Among the writers who worked on the libretto for Manon Lescaut were Luigi Illica and Giuseppe Giacosa, who provided the libretti for Puccini's next three operas. The first of these was La bohème, which was drawn from Henri Murger's picaresque novel of life among the artists of the Latin Quarter in Paris. At its premiere in Turin in 1896, the critics initially gave the opera a cool reception, but the public embraced the piece and today it is widely considered Puccini's greatest masterpiece. Before he had even completed La bohème, Puccini had already decided to do an operatic setting of Victorien Sardou's play, La Tosca. It took three years for Illica and Giacosa to shape the play to Puccini's requirements, and Tosca finally premiered at the Teatro Costanzi in Rome in 1900. Later that year Puccini visited London and saw David Belasco's one-act play Madame Butterfly and took it as the basis for his next collaboration with Illica and Giacosa. Puccini considered Madama Butterfly to be the best and most technically advanced opera he had written. He was unprepared, however, for the fiasco of the work's first performance in February 1904, when the La Scala audience was urged into an uproar by the composer's jealous rivals. After multiple revisions, including the division of the second act into two acts, the revised Madama Butterfly premiered a few months later at Brescia to great acclaim, joining its two predecessors as one of the cornerstones of operatic repertoire.
After Madama Butterfly, Puccini found it increasingly difficult to find subjects that both interested and challenged him. Finally, while in New York for the Metropolitan Opera’s premiere of Madama Butterfly, he discovered a subject set in the California gold rush of 1849. The Girl of the Golden West was based on another Belasco play, and its stark realism and sentimentality appealed to the composer. The opera was commissioned by the Metropolitan Opera where it premiered in December of 1910. His next opera, La rondine in 1917, was written as a Viennese operetta and remains the least well-known of Puccini's mature operas. His next project was a dramatically different challenge: Il trittico, which premiered in 1918 at the Met, is a group of three sharply contrasting one-act operas. It consists of Il tabarro, a sinister melodrama; Suor Angelica, written entirely for women's voices; and Gianni Schicchi, a comic opera.

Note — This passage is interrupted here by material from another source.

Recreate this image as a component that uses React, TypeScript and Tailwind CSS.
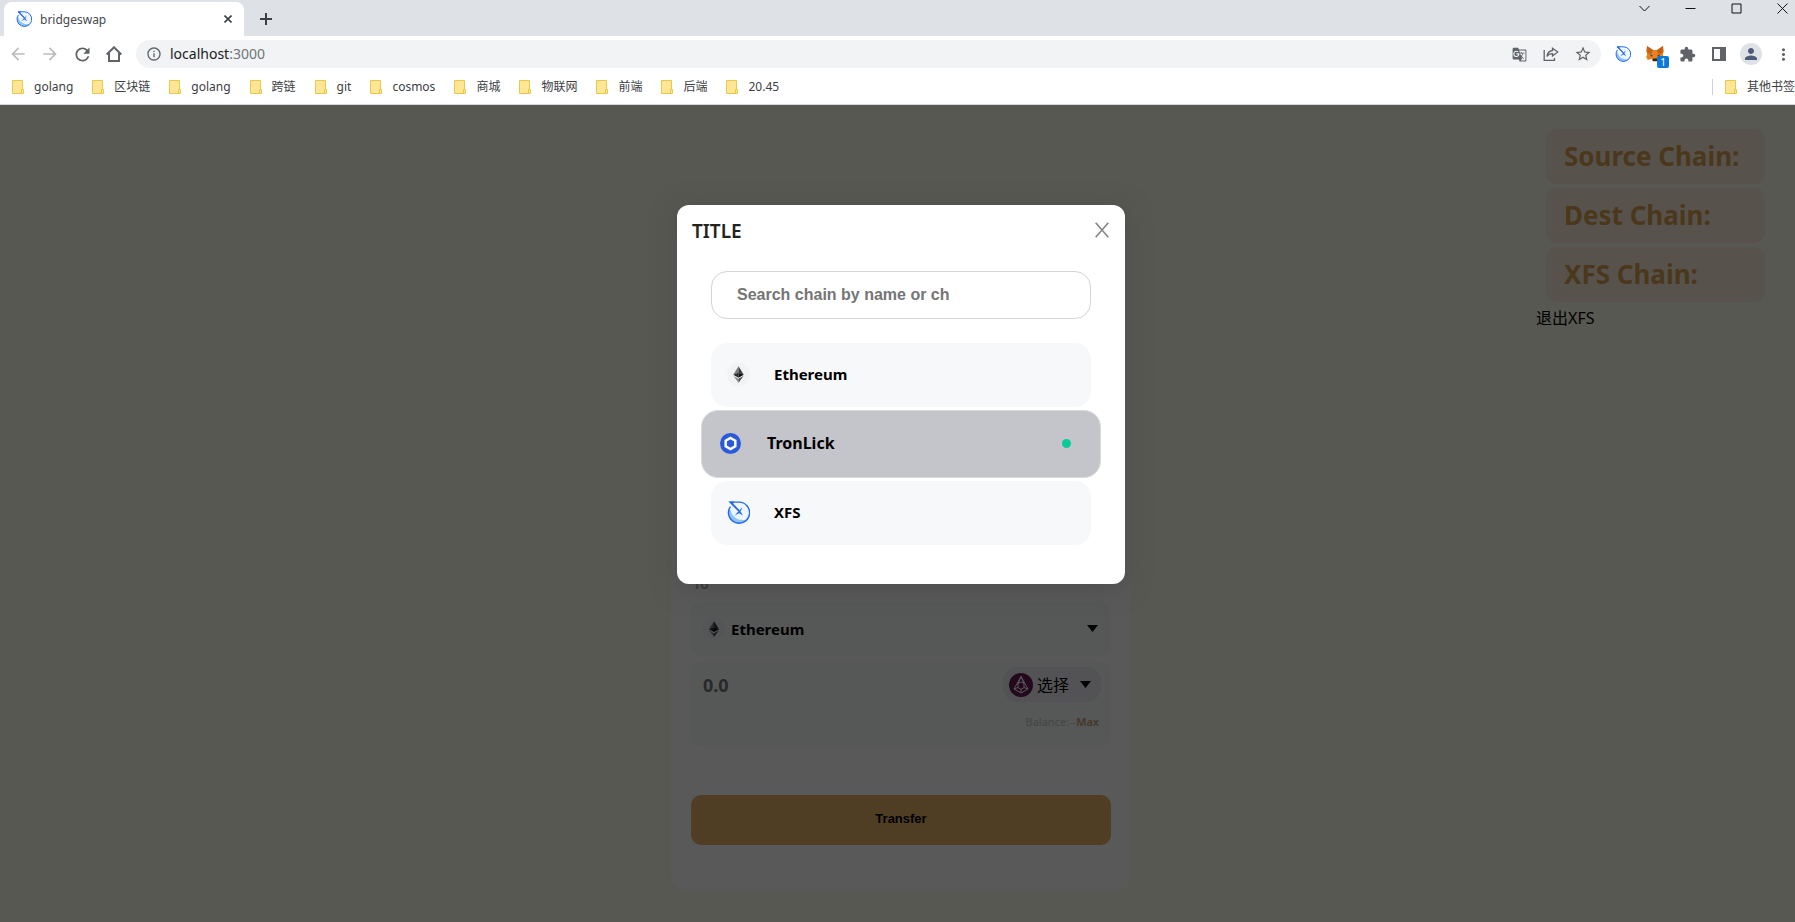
import type { ReactNode } from "react";
import {
  MdArrowBack,
  MdArrowForward,
  MdExtension,
  MdGTranslate,
  MdInfoOutline,
  MdMoreVert,
  MdPerson,
  MdRefresh,
  MdStarBorder,
} from "react-icons/md";

const XfsLogo = ({ className }: { className: string }) => (
  <svg viewBox="0 0 24 24" className={className} fill="none" aria-hidden="true">
    <circle cx="12" cy="12.4" r="10" fill="#eef6ff" />
    <path d="M2.2 9.5C.8 16 5.500 23.200 13 23c4 0 7-2 8.600-4.600C17 21.500 6.500 20.500 3.600 9.500Z" fill="#8cc4f8" />
    <path d="M3.600 5.800A11 11 0 1 0 12 1.200H3.200L12.600 10.500" stroke="#2468f2" strokeWidth="1.500" />
    <path d="M2.500.6h5l-1 2.200 6.800 7.200-1.300.8Z" fill="#2468f2" />
    <path d="M16.200 6.400 14.200 11l2.400 4.200-4.100-2.400-4.600 2.600 3.500-4.300Z" fill="#2f74f3" />
  </svg>
);

const EthLogo = ({ className, disc }: { className: string; disc: string }) => (
  <svg viewBox="0 0 24 24" className={className} aria-hidden="true">
    <circle cx="12" cy="12" r="12" fill={disc} />
    <path d="M12 3.500 6.500 12.300 12 10.200Z" fill="#7a7a7a" />
    <path d="M12 3.500l5.500 8.800L12 10.200Z" fill="#3c3c3c" />
    <path d="M12 10.200 6.500 12.300 12 15.400Z" fill="#2c2c2c" />
    <path d="M12 10.200l5.500 2.100L12 15.400Z" fill="#101010" />
    <path d="M6.700 13.500 12 16.500V20.700Z" fill="#8c8c8c" />
    <path d="M17.300 13.500 12 16.500V20.700Z" fill="#4d4d4d" />
  </svg>
);

const ChainlinkLogo = ({ className }: { className: string }) => (
  <svg viewBox="0 0 24 24" className={className} aria-hidden="true">
    <circle cx="12" cy="12" r="12" fill="#2a5ada" />
    <path d="M12 5.700 17.500 8.850V15.150L12 18.300 6.500 15.150V8.850Z" fill="none" stroke="#fff" strokeWidth="2.800" />
  </svg>
);

const TokenLogo = ({ className }: { className: string }) => (
  <svg viewBox="0 0 24 24" className={className} fill="none" stroke="#fff" strokeWidth="1" aria-hidden="true">
    <circle cx="12" cy="12" r="12" fill="#681a54" stroke="none" />
    <path d="M12 3.500 5 16l7 4 7-4Z" />
    <path d="M12 3.500 9 10.500v4l3 2 3-2v-4ZM9 10.500l3-1.500 3 1.500M9 14.500 5 16M15 14.500l4 1.500M12 16.500V20" />
  </svg>
);

const FoxLogo = () => (
  <svg viewBox="0 0 18 16" className="h-4 w-[18px]" aria-hidden="true">
    <path d="M1 0l6 4h4l6-4 .8 5-1 3.500 1 3-1.500 3.500-4-1-1.500 1.500H7.200L5.700 13l-4 1L.2 11l1-3L.2 5Z" fill="#e8821e" />
    <path d="M1 0l6 4-1.500 4L1.200 7Z" fill="#c2601c" />
    <path d="M17 0l-6 4 1.500 4 4.300-1Z" fill="#c2601c" />
    <path d="M4 8l3 2-2 .5ZM14 8l-3 2 2 .5Z" fill="#2b3a4a" />
    <path d="M7 12.500h4l.5 2.500h-5Z" fill="#2b2422" />
  </svg>
);

const FolderIcon = () => (
  <svg viewBox="0 0 12 14" className="h-[14px] w-3 shrink-0" aria-hidden="true">
    <path d="M.5.500h10v13H.5Z" fill="#ffe694" stroke="#e8c84c" />
    <path d="M9.500 9.500h2v4h-2Z" fill="#ffe694" stroke="#e8c84c" />
  </svg>
);

const Caret = () => (
  <svg viewBox="0 0 11 7" className="h-[7px] w-[11px]" aria-hidden="true">
    <path d="M0 0h11L5.500 7Z" fill="#000" />
  </svg>
);

const IconButton = ({ label, children }: { label: string; children: ReactNode }) => (
  <button aria-label={label} className="flex h-8 w-8 shrink-0 items-center justify-center text-[#5f6368]">
    {children}
  </button>
);

const bookmarks = ["golang", "区块链", "golang", "跨链", "git", "cosmos", "商城", "物联网", "前端", "后端", "20.45"];

const Bookmark = ({ name }: { name: string }) => (
  <a href="#" className="flex shrink-0 items-center gap-[10px] text-xs text-[#3c4043]">
    <FolderIcon />
    {name}
  </a>
);

function TabStrip() {
  return (
    <div className="flex h-9 items-start bg-[#dee1e6] pl-1">
      <div className="mt-[2px] flex h-[34px] w-60 items-center rounded-t-lg bg-white pr-[10px] pl-3">
        <XfsLogo className="h-4 w-4" />
        <span className="ml-2 flex-1 pt-px text-xs text-[#45494d]">bridgeswap</span>
        <button aria-label="Close tab" className="flex h-3 w-3 items-center justify-center">
          <svg viewBox="0 0 8 8" className="h-2 w-2" stroke="#3c4043" strokeWidth="1.600" aria-hidden="true">
            <path d="M.5.500l7 7M7.500.500l-7 7" />
          </svg>
        </button>
      </div>
      <button aria-label="New tab" className="flex h-9 w-[44px] items-center justify-center">
        <svg viewBox="0 0 12 12" className="mt-[2px] h-3 w-3" stroke="#3c4043" strokeWidth="2" aria-hidden="true">
          <path d="M6 0v12M0 6h12" />
        </svg>
      </button>
      <div className="-mr-[10px] ml-auto flex">
        {[
          { label: "Search tabs", path: "M.5 3l5 5 5-5" },
          { label: "Minimize", path: "M.5 5.500h10" },
          { label: "Maximize", path: "M1 1h9v9H1Z" },
          { label: "Close window", path: "M.5.500l10 10M10.500.500l-10 10" },
        ].map((c) => (
          <button key={c.label} aria-label={c.label} className="flex h-4 w-[46px] items-center justify-center">
            <svg viewBox="0 0 11 11" className="h-[11px] w-[11px]" fill="none" stroke="#111" aria-hidden="true">
              <path d={c.path} />
            </svg>
          </button>
        ))}
      </div>
    </div>
  );
}

function Toolbar() {
  return (
    <div className="flex h-9 items-center bg-white pl-[2px]">
      <nav className="flex">
        <button aria-label="Back" className="flex h-8 w-8 items-center justify-center text-[#babcbe]">
          <MdArrowBack size={20} />
        </button>
        <button aria-label="Forward" className="flex h-8 w-8 items-center justify-center text-[#babcbe]">
          <MdArrowForward size={20} />
        </button>
        <IconButton label="Reload">
          <MdRefresh size={21} />
        </IconButton>
        <IconButton label="Home">
          <svg viewBox="0 0 16 16" className="h-4 w-4" fill="none" stroke="#5f6368" strokeWidth="2" aria-hidden="true">
            <path d="M.7 8.500 8 1.300l7.300 7.200M3 7v8h10V7" />
          </svg>
        </IconButton>
      </nav>
      <div className="ml-[6px] flex h-7 flex-1 items-center rounded-full bg-[#f1f3f4] pr-[2px] pl-[10px]">
        <MdInfoOutline size={16} className="shrink-0 text-[#5f6368]" />
        <div
          role="textbox"
          aria-label="Address"
          tabIndex={0}
          className="ml-2 flex-1 text-sm text-[#202124]"
        >
          localhost<span className="text-[#70757a]">:3000</span>
        </div>
        <IconButton label="Translate">
          <MdGTranslate size={15} />
        </IconButton>
        <IconButton label="Share">
          <svg viewBox="0 0 16 14" className="h-[14px] w-4" fill="none" stroke="#5f6368" strokeWidth="1.300" aria-hidden="true">
            <path d="M1.200 3v10.300h10.300V11" />
            <path d="M9.500 1.200 14.700 5 9.500 8.900V6.700C7 6.700 5.200 7.600 4 9.500 4.300 6.300 6 4 9.500 3.500Z" />
          </svg>
        </IconButton>
        <IconButton label="Bookmark this page">
          <MdStarBorder size={18} />
        </IconButton>
      </div>
      <div className="-mr-[4px] ml-[6px] flex">
        <IconButton label="XFS wallet">
          <XfsLogo className="h-4 w-4" />
        </IconButton>
        <button aria-label="MetaMask" className="relative flex h-8 w-8 items-center justify-center">
          <FoxLogo />
          <span className="absolute top-[18px] left-[18px] flex h-3 w-3 items-center justify-center rounded-xs bg-[#0b7ad8] text-[10px] leading-3 text-white">
            1
          </span>
        </button>
        <IconButton label="Extensions">
          <MdExtension size={17} />
        </IconButton>
        <IconButton label="Side panel">
          <svg viewBox="0 0 14 14" className="h-[14px] w-[14px]" aria-hidden="true">
            <path d="M1 1h8v12H1Z" fill="#fff" stroke="#5f6368" strokeWidth="2" />
            <path d="M9 0h5v14H9Z" fill="#5f6368" />
          </svg>
        </IconButton>
        <button aria-label="Profile" className="flex h-8 w-8 items-center justify-center">
          <span className="flex h-[22px] w-[22px] items-center justify-center rounded-full bg-[#dee1e6] text-[#4d5b78]">
            <MdPerson size={18} />
          </span>
        </button>
        <IconButton label="Menu">
          <MdMoreVert size={19} />
        </IconButton>
      </div>
    </div>
  );
}

function BookmarksBar() {
  return (
    <nav className="flex h-[33px] items-center overflow-hidden border-b border-[#d5d7da] bg-white pb-[3px] pl-3">
      <div className="flex gap-[19px]">
        {bookmarks.map((name, i) => (
          <Bookmark key={i} name={name} />
        ))}
      </div>
      <div className="ml-auto flex items-center border-l border-[#cfd1d4] pl-3">
        <Bookmark name="其他书签" />
      </div>
    </nav>
  );
}

function TransferCard() {
  return (
    <section className="col-start-2 mt-[125px] rounded-2xl bg-white px-5 pt-[344px] pb-[46px]">
      <h2 className="flex h-[27px] items-start pl-[2px] text-sm leading-5 font-bold text-[#999]">To</h2>
      <button className="flex h-[55px] w-full items-center rounded-xl bg-[#f5fbf8] pr-[13px] pl-3 text-[15px] font-bold text-black">
        <EthLogo className="h-[22px] w-[22px]" disc="#f0f2f5" />
        <span className="ml-[6px] flex-1 pt-[2px] text-left">Ethereum</span>
        <Caret />
      </button>
      <div className="mt-[5px] h-[86px] rounded-xl bg-[#f5fbf8] py-[6px] pr-[10px] pl-3">
        <div className="flex items-center">
          <input
            aria-label="Amount"
            placeholder="0.0"
            className="min-w-0 flex-1 bg-transparent text-lg font-bold placeholder:text-[#757575]"
          />
          <button className="flex h-[35px] items-center rounded-[14px] bg-[#edeef2] pr-[10px] pl-[6px] text-base text-black">
            <TokenLogo className="h-6 w-6" />
            <span className="mr-[11px] ml-1">选择</span>
            <Caret />
          </button>
        </div>
        <p className="mt-3 pr-[2px] text-right text-[11px] leading-4 text-[#c3c5c9]">
          Balance:--<button className="font-semibold text-[#c69a72]">Max</button>
        </p>
      </div>
      <button className="mt-12 h-[50px] w-full rounded-[10px] bg-[#e5b167] pb-[2px] font-['Liberation_Sans',sans-serif] text-[13px] font-bold text-black">
        Transfer
      </button>
    </section>
  );
}

function ChainPanel() {
  return (
    <aside className="mt-6 mr-[30px] flex flex-col items-start gap-1 justify-self-end">
      {["Source Chain:", "Dest Chain:", "XFS Chain:"].map((name) => (
        <div
          key={name}
          className="ml-[10px] flex h-[55px] w-[219px] items-center rounded-[10px] bg-[#f8eddb] pl-[18px] text-[26px] font-bold text-[#d6a050]"
        >
          {name}
        </div>
      ))}
      <button className="text-base text-black">退出XFS</button>
    </aside>
  );
}

const Option = ({ icon, name }: { icon: ReactNode; name: string }) => (
  <button className="flex h-16 w-full items-center gap-6 rounded-2xl bg-[#f7f8fa] pb-[2px] pl-4 text-[15px] font-bold">
    {icon}
    {name}
  </button>
);

function ChainDialog() {
  return (
    <div
      role="dialog"
      aria-labelledby="dialog-title"
      className="mt-[100px] w-[448px] self-start rounded-xl bg-white pb-[39px] text-black shadow-[0_4px_24px_rgba(70,70,70,0.6)]"
    >
      <header className="flex h-[66px] items-start justify-between px-[15px] pt-3">
        <h1 id="dialog-title" className="text-[19px] leading-7 font-semibold text-[#222]">
          TITLE
        </h1>
        <button aria-label="Close" className="mt-[5px] mr-px">
          <svg viewBox="0 0 14 16" className="h-4 w-[14px]" stroke="#888" strokeWidth="1.700" aria-hidden="true">
            <path d="M.7.700l12.600 14.600M13.300.700.7 15.300" />
          </svg>
        </button>
      </header>
      <div className="px-[34px]">
        <input
          aria-label="Search chain"
          placeholder="Search chain by name or ch"
          className="h-12 w-full rounded-2xl border border-[#d4d4d4] px-[25px] font-['Liberation_Sans',sans-serif] text-base font-bold placeholder:text-[#757575]"
        />
        <div className="mt-6 flex flex-col gap-[5px]">
          <Option icon={<EthLogo className="h-[23px] w-[23px]" disc="#f2f3f5" />} name="Ethereum" />
          <button className="-mx-[10px] -my-[2px] flex h-[68px] items-center rounded-[17px] border border-[#d9dade] bg-[#c4c5ca] pr-[29px] pb-[2px] pl-[18px] text-base font-bold">
            <ChainlinkLogo className="h-[21px] w-[21px]" />
            <span className="ml-[26px] flex-1 text-left">TronLick</span>
            <span className="h-[9px] w-[9px] rounded-full bg-[#08cb97]" />
          </button>
          <Option icon={<XfsLogo className="h-[23px] w-[23px]" />} name="XFS" />
        </div>
      </div>
    </div>
  );
}

export default function App() {
  return (
    <div className="flex min-h-screen flex-col overflow-hidden font-['Noto_Sans','Noto_Sans_CJK_SC',sans-serif]">
      <header>
        <TabStrip />
        <Toolbar />
        <BookmarksBar />
      </header>
      <main className="relative grid flex-1 grid-cols-[1fr_460px_1fr] items-start bg-[#fbfbea] pl-[7px]">
        <TransferCard />
        <ChainPanel />
        <div className="absolute inset-0 flex justify-center bg-black/65 pl-[7px]">
          <ChainDialog />
        </div>
      </main>
    </div>
  );
}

For his final opera, Turandot, Puccini once again struck out in a new direction. The opera, which is based on a fable by Carlo Gozzi adapted for him by Adami and Renato Simoni, is totally different from all of Puccini's other operas and satisfied his desire for a subject with a fantastic, fairy-tale atmosphere but real flesh-and-blood characters. Puccini died of throat cancer in 1924, leaving the final scenes of Turandot unfinished. It was completed from his sketches by Franco Alfano and had its premiere at La Scala in 1926. At that performance, Maestro Arturo Toscanini laid down his baton at the point where Puccini had stopped writing, the death of Liù. The next evening the opera was played with Alfano's ending. Puccini ranks as one of the greatest opera composers of all time. All of Italy went into mourning when he died, and two years later his remains were interred at his home in Torre del Lago which, after his wife died in 1930, was turned into a museum.